The shop assistant was most helpful and directed us in the direction of ‘old’ Bellie Kirk which, she explained, “was very close to Bog of Gight Castle”. The penny began to drop, and I realised that I was on the point of discovering not one but two of the places which had for so many years been eluding me.

The road we took struck northwards from Fochabers, towards Spey Bay, and a mile or so from Fochabers we saw a sign post on our right directing us towards Bellie Kirk yard.

A Kirk has existed here since the 12th Century and it ultimately came under the patronage of the Bishops of Moray. The original church would have been constructed in a primitive fashion, with timber or mud walls, this being replaced in later years by a more substantial stone structure. The last Kirk to stand on this site was re-built in the 1720’s but it very quickly fell into disrepair when the congregation transferred to the new Kirk in Fochabers in 1797. Very little now remains of the abandoned structure.

As we entered the Kirk yard, unaware of what to expect, I was disappointed not to see an old structure of some kind. I had rather convinced myself over the years that there would have been an old ruinous church here with, nestling under the moss covered walls, a memorial of some kind to Lord Graham. Nothing of the sort exists, but there is an area in the middle of the graveyard about which is congregated a large amount of old recumbent and upright gravestones. We sensed at the time that this area in the centre of the graveyard was significant.

One old stone tells the story of a past Minister of Bellie Parish, William Saunders, who presided over the flock here from 1586 until his death in 1663. Quite remarkably, being born in 1556, he lived through both the Reformation and the Restoration, and there can not have been many who could have claimed that. A plaque nearby, placed there by Moray District Council, gives more information on this remarkable man.

It is recorded by the historian Spalding that Montrose arrived at Bog of Gight Castle with his army on 4th March 1645. His eldest son John, Lord Graham, had been campaigning with his father since September 1644 and had therefore been with the army through the hard winter campaigns in Argyll and Inverlochy. A few days after arriving at Bog of Gight Lord Graham took ill and died. He was conducted to Bellie Kirk and interred there and, as Montrose was already hard pressed at this time with the campaign, he would have had little time to grieve. Spalding described the boy thus, “a proper youth about 16 years old, and of singular expectation, taking sickness, dies in the bog in a few days, and is buried in the Kirk of Bellie, to his fathers great grief”. It had not escaped my notice that it would most likely have been the Minister William Saunders who would have conducted the no doubt brief burial service for Lord Graham.

We continued to search the area high and low for any reference to the burial place of Lord Graham, but without any success. We thus left disappointed but with a resolve to try to find out more about the sad events which brought Montrose to this place.

Upon returning home my first letter of enquiry was written to the Church Officer of Bellie Parish Church in Fochabers.
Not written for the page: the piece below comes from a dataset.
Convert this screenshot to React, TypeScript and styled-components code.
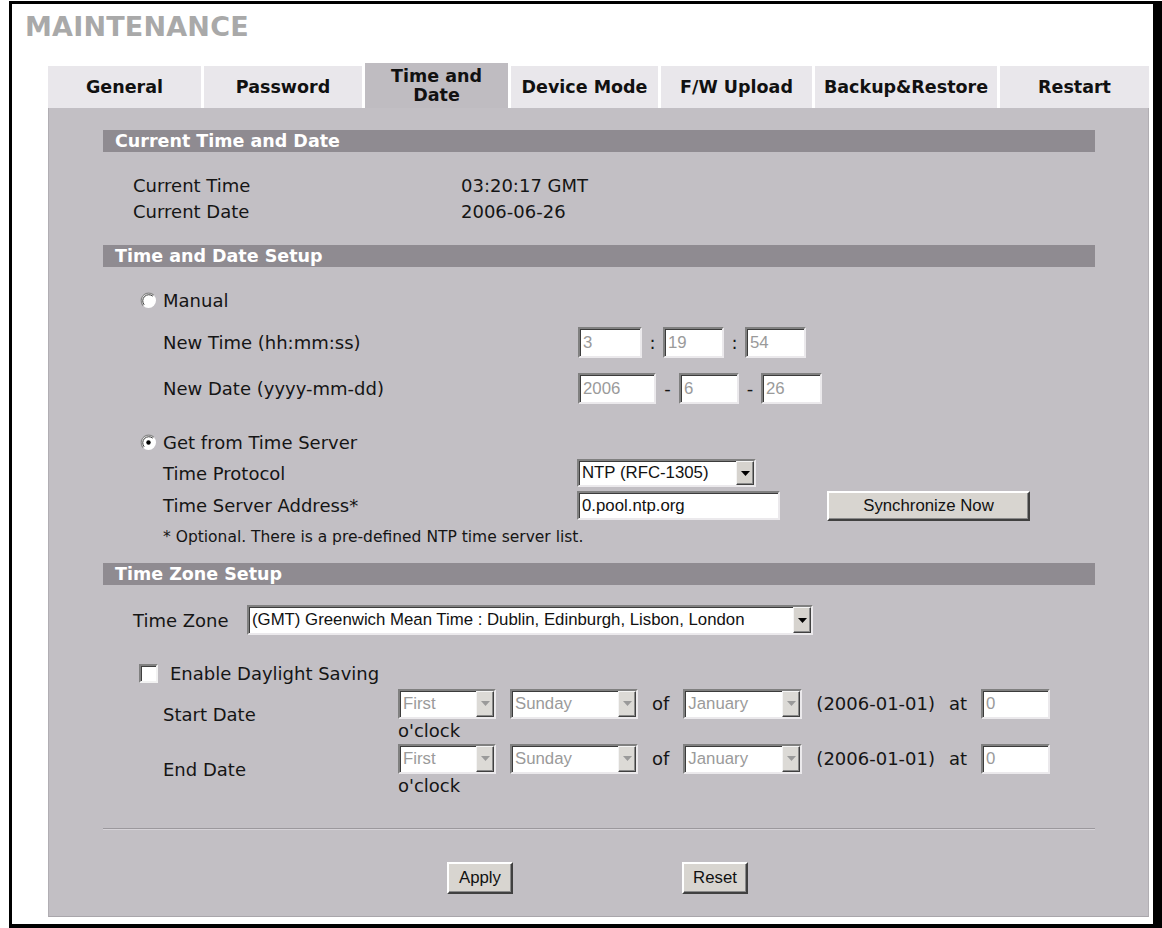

Soon after this, I received a very formal letter from the President’s Office of Baxters (the Baxters Foods group), informing me that they had received a copy of my letter and had in turn passed it on to Mr Bruce Bishop of the Moray Burial Grounds Research Group (MBGRG). Baxters, along with Moray Council, have apparently been providing considerable support to the MBGRG in their efforts to record and conserve vital information contained in the graveyards of Moray.

By sheer good fortune I appeared to have arrived on the scene just in time to benefit from the findings of a survey of Bellie Churchyard which had been carried out jointly by the MBGRG and the Friends of Bellie Churchyard.

Soon after this I received a letter and a most interesting booklet from Bruce Bishop which contained fascinating information on Bellie Churchyard and its history throughout the centuries. To my questions relating to the burial of Lord Graham Mr Bishop confirmed that there was no formal record of the burial of Lord Graham, but burial records were not kept in the Parish until 1791.

He was however certain that Lord Graham would have been buried not just in the Kirk yard, but within the walls of the Kirk itself. He explained that, after the new church had been built in Fochabers the old Kirk fell into ruin and rubble was allowed to fall both within the walls and outside. As with many old and valuable properties which have been allowed to deteriorate in this way, stones were removed by local people for other buildings and dykes etc. and in a short time little trace of the structure remained above ground. Mr Bishop confirmed that to excavate within the area of the original church is now impossible because of later (19th C.) burials into the rubble mound which now cover the original church floor. In all the works which the MBGRG have carried out so far within the churchyard no indication of where Lord Graham was buried has ever been found.

It is perfectly feasible that a marker stone did, and may still, show the actual place of the burial, but it seems unlikely that such a marker will ever now be uncovered. It may of course be that Montrose wished at the time to keep the burial as quiet as possible for fear of attracting the wrath of the Covenanting leaders who had shown in the past that they were not averse to digging up the remains of departed Royalists to pronounce excommunication or damnation upon them.

Although our quest to locate a grave or marker stone showing the exact location of Lord Graham’s burial had failed we were pleased at least to have located Bellie Kirk, and to have learned so much about the graveyard from Bruce Bishop and the MBGRG.

The fact that Lord Graham appears to have been buried within the church walls certainly narrows down the options to a small area, but the thought that a marker stone may lie out of reach, albeit perhaps only a few inches below the surface, I find very frustrating.

The work of MBGRG and the Friends of Bellie Churchyard goes on however and, who knows, maybe one day they will uncover the remains of a fine youth who proudly shared his father’s dream, and who gave his life in the cause as his father was to do five years later.

The Lord Graham memorial and plaque, erected by the 1st Marquis of Montrose Society in 2011. The stonework behind the plaque is said to be part of one of the gable walls of the original Kirk building.